May 20

How to Build Sexual Tension – Part 3 Vocal Tonality

In our previous installment of the “How to Build Sexual Tension” series, we covered physical proximity.  Today, we’ll dive deep into the power of vocal tonality.  As a reminder, feeling sexual (or turned on) is what we use to guide the actions and sub-communications.  The frequency in which we dial it up and down is what lets us play with that sexual tension effectively.

The projection of your vocal tone is an honest signal to women about your confidence, self-esteem, and “perceived high value”.  In fact, everything you sub-communicate through eye contact, physical proximity, vocal tonality, and more demonstrate this. The common mistake most men make is they try and mimic “what works” rather than embody it.  For example, a rapport breaking voice is more challenging and dominant by nature than a rapport seeking voice.  But if you’re using this to strategically “try” to create attraction, this will not work well.  The same goes for eye contact and physical proximity.  Women can sniff this type of inauthentic behavior a mile away.  Even worse, it hurts your self-esteem when you force your behavior in opposition to how you actually feel.  Congruence is key.  

Your voice tone will naturally mirror how you feel inside. If you feel sad, and allow it, your voice will sound sad.  If you feel angry or disagree, your voice will break rapport or have some charge to it.  Forcing your voice into different tones that you’re not feeling is a waste of time.  What’s more important is getting really embodied around the feelings in your body around women.  This means to learn how to feel, accept, and enjoy the wide range of emotions you experience, including sexual attraction.  This allows you to gain access to consciously bring up any emotion, and use that to guide your voice.  

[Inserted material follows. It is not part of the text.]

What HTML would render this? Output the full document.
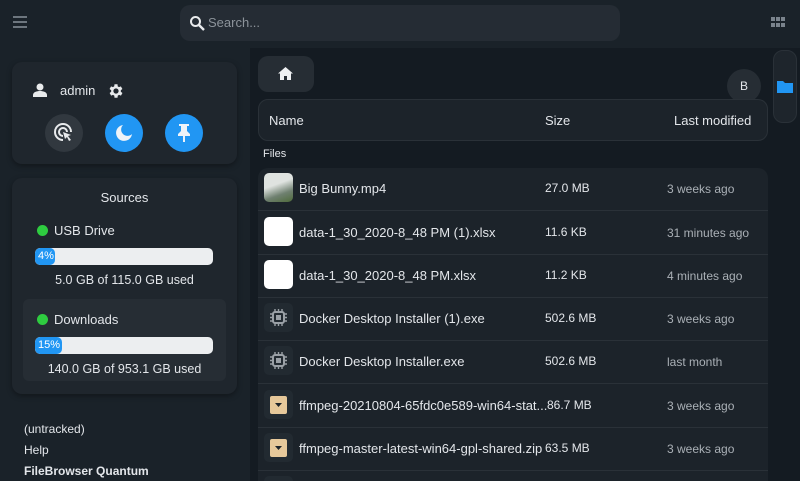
<!DOCTYPE html>
<html><head><meta charset="utf-8"><style>
*{box-sizing:border-box;margin:0;padding:0}
html,body{width:800px;height:481px;overflow:hidden}
body{background:#141b22;font-family:"Liberation Sans",sans-serif;color:#e3e6ea;position:relative;font-size:13px}
.hdr{position:absolute;left:0;top:0;width:800px;height:48px;background:#1a2229}
.search{position:absolute;left:180px;top:5px;width:440px;height:36px;border-radius:10px;background:#252c34;color:#8c939a;font-size:13px;line-height:36px;padding-left:28px}
.side{position:absolute;left:0;top:48px;width:250px;height:433px;background:#1a2229}
.card{position:absolute;background:#1f262d;border-radius:10px;box-shadow:0 2px 6px rgba(0,0,0,.35)}
.circ{position:absolute;width:38px;height:38px;border-radius:50%;background:#2196f3}
.bar{position:absolute;height:17px;background:#eceef0;border-radius:5px;overflow:hidden}
.bar span{display:block;height:100%;background:#2196f3;color:#fff;font-size:11px;line-height:17px;padding-left:3px;border-radius:5px}
.dot{position:absolute;width:11px;height:11px;border-radius:50%;background:#2ecc40}
.t{position:absolute;white-space:nowrap}
.list{position:absolute;left:258px;top:168px;width:510px;height:313px;background:#1c232a;border-radius:10px 10px 0 0;overflow:hidden}
.row{position:absolute;left:0;width:510px;height:43px;border-bottom:1px solid #2a3138}
.ic{position:absolute;left:6px;top:5px;width:29px;height:29px;border-radius:5px;background:#222a31}
.row .n{left:41px;top:13px;font-size:13px}
.row .s{left:287px;top:13px;font-size:12px}
.row .d{left:409px;top:14px;font-size:12px;color:#aab0b6}
</style></head><body>
<div class="hdr">
<div style="position:absolute;left:13px;top:16px;width:14px;height:2px;background:#6d767e;box-shadow:0 5px 0 #6d767e,0 10px 0 #6d767e"></div>
<div class="search">Search...</div>
<svg style="position:absolute;left:189px;top:15px" width="16" height="16" viewBox="0 0 16 16"><circle cx="6.5" cy="6.5" r="4.5" stroke="#e8eaec" stroke-width="2" fill="none"/><path d="M10 10l5 5" stroke="#e8eaec" stroke-width="2.4"/></svg>
<svg style="position:absolute;left:771px;top:17px" width="15" height="12"><g fill="#7a838c"><rect x="0" y="0" width="4" height="4"/><rect x="5" y="0" width="4" height="4"/><rect x="10" y="0" width="4" height="4"/><rect x="0" y="6" width="4" height="4"/><rect x="5" y="6" width="4" height="4"/><rect x="10" y="6" width="4" height="4"/></g></svg>
</div>
<div class="side">
<div class="card" style="left:12px;top:14px;width:225px;height:102px">
 <svg style="position:absolute;left:21px;top:21px" width="14" height="14" viewBox="0 0 14 14"><circle cx="7" cy="4" r="3.5" fill="#e8eaec"/><path d="M0 14v-2c0-3 4-4 7-4s7 1 7 4v2z" fill="#e8eaec"/></svg>
 <div class="t" style="left:48px;top:21px;font-size:13px">admin</div>
 <svg style="position:absolute;left:95px;top:20px" width="18" height="18" viewBox="0 0 24 24"><path fill="#e8eaec" d="M19.4 13a7.5 7.5 0 000-2l2.1-1.6-2-3.5-2.5 1a7 7 0 00-1.7-1L15 3h-4l-.4 2.9a7 7 0 00-1.7 1l-2.5-1-2 3.5L6.6 11a7.5 7.5 0 000 2l-2.1 1.6 2 3.5 2.5-1a7 7 0 001.7 1L11 21h4l.4-2.9a7 7 0 001.7-1l2.5 1 2-3.5zM13 15.5a3.5 3.5 0 110-7 3.5 3.5 0 010 7z" transform="translate(-1 0)"/></svg>
 <div class="circ" style="left:33px;top:52px;background:#31383f"></div>
 <svg style="position:absolute;left:42px;top:61px" width="20" height="20" viewBox="0 0 20 20"><path d="M9 17a8 8 0 118-8M9 13a4 4 0 114-4" stroke="#e8eaec" stroke-width="2" fill="none"/><path d="M9 9l8 3-3 1 3 4-2 1-2-4-2 2z" fill="#e8eaec"/></svg>
 <div class="circ" style="left:93px;top:52px"></div>
 <svg style="position:absolute;left:103px;top:62px" width="18" height="18" viewBox="0 0 18 18"><path d="M8 1a8 8 0 109 9A6 6 0 018 1z" fill="#eef3f8"/></svg>
 <div class="circ" style="left:153px;top:52px"></div>
 <svg style="position:absolute;left:163px;top:61px" width="18" height="20" viewBox="0 0 18 20"><path d="M4 1h10v2h-2v5l3 3v2H10v6H8v-6H3v-2l3-3V3H4z" fill="#eef3f8"/></svg>
</div>
<div class="card" style="left:12px;top:130px;width:225px;height:216px">
 <div class="t" style="left:0;width:225px;text-align:center;top:12px;font-size:13px">Sources</div>
 <div class="dot" style="left:25px;top:47px"></div>
 <div class="t" style="left:42px;top:45px">USB Drive</div>
 <div class="bar" style="left:23px;top:70px;width:178px"><span style="width:20px">4%</span></div>
 <div class="t" style="left:0;width:225px;text-align:center;top:95px;font-size:12.5px">5.0 GB of 115.0 GB used</div>
 <div style="position:absolute;left:11px;top:121px;width:203px;height:82px;background:#262d34;border-radius:6px"></div>
 <div class="dot" style="left:25px;top:136px"></div>
 <div class="t" style="left:42px;top:134px">Downloads</div>
 <div class="bar" style="left:23px;top:159px;width:178px"><span style="width:27px">15%</span></div>
 <div class="t" style="left:0;width:225px;text-align:center;top:184px;font-size:12.5px">140.0 GB of 953.1 GB used</div>
</div>
<div class="t" style="left:24px;top:374px;font-size:12px">(untracked)</div>
<div class="t" style="left:24px;top:395px;font-size:12px">Help</div>
<div class="t" style="left:24px;top:416px;font-size:12px;font-weight:bold">FileBrowser Quantum</div>
</div>
<div style="position:absolute;left:258px;top:56px;width:56px;height:36px;border-radius:10px;background:#262d34"></div>
<svg style="position:absolute;left:278px;top:67px" width="15" height="13" viewBox="0 0 15 13"><path d="M7.5 0L0 6.5h2V13h4V9h3v4h4V6.5h2z" fill="#eef0f2"/></svg>
<div style="position:absolute;left:727px;top:69px;width:34px;height:34px;border-radius:50%;background:#262d34;color:#e3e6ea;text-align:center;line-height:34px;font-size:12px">B</div>
<div style="position:absolute;left:258px;top:99px;width:510px;height:42px;border-radius:10px;background:#1c232a;border:1px solid #2a3138"></div>
<div class="t" style="left:269px;top:113px">Name</div>
<div class="t" style="left:545px;top:113px">Size</div>
<div class="t" style="left:674px;top:113px">Last modified</div>
<div style="position:absolute;left:773px;top:50px;width:24px;height:73px;border-radius:10px;background:#1e252c;border:1px solid #2a3138"></div>
<svg style="position:absolute;left:777px;top:80px" width="16" height="13"><path d="M0 1h6l2 2h8v10H0z" fill="#2196f3"/></svg>
<div class="t" style="left:263px;top:148px;font-size:11px">Files</div>
<div class="list">
 <div class="row" style="top:0"><div class="ic" style="background:linear-gradient(160deg,#dfe3e0 40%,#6f8070 70%,#4e6a3a)"></div><div class="t n">Big Bunny.mp4</div><div class="t s">27.0 MB</div><div class="t d">3 weeks ago</div></div>
 <div class="row" style="top:44px"><div class="ic" style="background:#fff"></div><div class="t n">data-1_30_2020-8_48 PM (1).xlsx</div><div class="t s">11.6 KB</div><div class="t d">31 minutes ago</div></div>
 <div class="row" style="top:87px"><div class="ic" style="background:#fff"></div><div class="t n">data-1_30_2020-8_48 PM.xlsx</div><div class="t s">11.2 KB</div><div class="t d">4 minutes ago</div></div>
 <div class="row" style="top:130px"><div class="ic"><svg width="29" height="29"><rect x="9" y="9" width="11" height="11" rx="2" stroke="#9aa0a6" stroke-width="2" fill="none"/><rect x="12" y="12" width="5" height="5" fill="#9aa0a6"/><path d="M11 6v3M14.5 6v3M18 6v3M11 20v3M14.5 20v3M18 20v3M6 11h3M6 14.5h3M6 18h3M20 11h3M20 14.5h3M20 18h3" stroke="#9aa0a6" stroke-width="1.4"/></svg></div><div class="t n">Docker Desktop Installer (1).exe</div><div class="t s">502.6 MB</div><div class="t d">3 weeks ago</div></div>
 <div class="row" style="top:173px"><div class="ic"><svg width="29" height="29"><rect x="9" y="9" width="11" height="11" rx="2" stroke="#9aa0a6" stroke-width="2" fill="none"/><rect x="12" y="12" width="5" height="5" fill="#9aa0a6"/><path d="M11 6v3M14.5 6v3M18 6v3M11 20v3M14.5 20v3M18 20v3M6 11h3M6 14.5h3M6 18h3M20 11h3M20 14.5h3M20 18h3" stroke="#9aa0a6" stroke-width="1.4"/></svg></div><div class="t n">Docker Desktop Installer.exe</div><div class="t s">502.6 MB</div><div class="t d">last month</div></div>
 <div class="row" style="top:217px"><div class="ic"><svg width="29" height="29"><rect x="6" y="6" width="17" height="18" rx="2" fill="#e6c89a"/><path d="M11 13h7l-3.5 4z" fill="#1c232a"/></svg></div><div class="t n">ffmpeg-20210804-65fdc0e589-win64-stat...</div><div class="t s" style="left:289px">86.7 MB</div><div class="t d">3 weeks ago</div></div>
 <div class="row" style="top:260px"><div class="ic"><svg width="29" height="29"><rect x="6" y="6" width="17" height="18" rx="2" fill="#e6c89a"/><path d="M11 13h7l-3.5 4z" fill="#1c232a"/></svg></div><div class="t n">ffmpeg-master-latest-win64-gpl-shared.zip</div><div class="t s">63.5 MB</div><div class="t d">3 weeks ago</div></div>
 <div class="row" style="top:303px"><div class="ic"></div></div>
</div>
</body></html>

Now that you have some context, let’s talk shop.  Your voice will start to deepen naturally when you gain access to the feelings of sexual turn on in your loins.  Now if you’re numb in this area, or feel heavy, you have some inner work to do to open it up.  If that sounds like you, check out my Inner Calm Mastery Course, where I share a natural process you can use to let go of that sexual shame.  Once you let it go, your voice naturally becomes a powerful tool to penetrate her with your sexual desire.  

I’ll share a quick story to give you context.  A few years ago I began moving away from “pickup” and exploring raw, authentic expression.  Before this, I had spent most of life suppressing most of my feelings, especially my sexual ones.  For this reason, my loins felt generally numb in my approaches.  When I would approach women, I wasn’t getting access to my “cock energy” to fully express my sexual desire.  I would say the right words but my voice tone wasn’t aligned with what I was saying.  I would give compliments and try flirting, but my natural voice tone was too friendly.  This resulted in any nice, platonic interactions that ended with flakey numbers.  

This all rapidly changed in early 2018 as I began letting of my shame around expressing my sexual desires.  For example, I was in Cabo for a bachelor party early last year.  While at a pool party, I saw a beautiful woman with an hourglass body in the pool.  I felt an immediate spark in my loins, so I allowed that feeling to fully take over me.  I walked towards her, said “hi” in a low, sexual, penetrating voice, and she immediately began giggling nervously.  

The sexual tension was consistently high so my voice naturally stayed penetrating and sexual.  Yet, I had full control to dial it up, and dial it down as I pleased throughout our interaction.  One minute I would lean in, whisper something dirty in her ears, then lean back out and start having normal conversation.  My voice jolted her up, and then brought her back down over and over.  After 20 minutes of this back and forth, the tension got so high that she broke it by kissing me! I immediately got rock hard, and I seductively whispered in her ear, “I want to fuck your brains out”.  Without hesitation, she grabbed me by the hand and led me to her room.  

This became a regular, and consistent experience for me as soon as I became sexually embodied.  Playing with sexual tension became natural and effortless as a result.  The words I said came with sexual charge, so it didn’t matter all that much what they were.  My voice tone (along with my eye contact and physical proximity) sub-communicated everything implicitly.  

One practice that can help get you started with this is practicing the “hip rock”.  First, stand up straight, and relax your body and anus.  Then slowly rock your hips back and forth while bringing awareness to your loins 3”-5” below your belly button.  This subtle movement helps to circulate your energy in your turn on, and stir up stuck emotions.  Whatever feelings come up, welcome it.  Say yes to it, and don’t resist.  Doing this for about 10 minutes a day can help you start feeling your sexual center much better.  It can also help you process some of the sexual shame you’re carrying around.

Once you start feeling your turn on, I’d practice connecting your sexual voice with the feeling as well.  You’ll know you’re doing it right when your voice feels like it makes your turn on vibrate or amplify further.  As we discussed in the previous parts of this series, this works best in combination with each other.  The better you get at naturally putting them all together, the more they sound like a beautiful orchestra.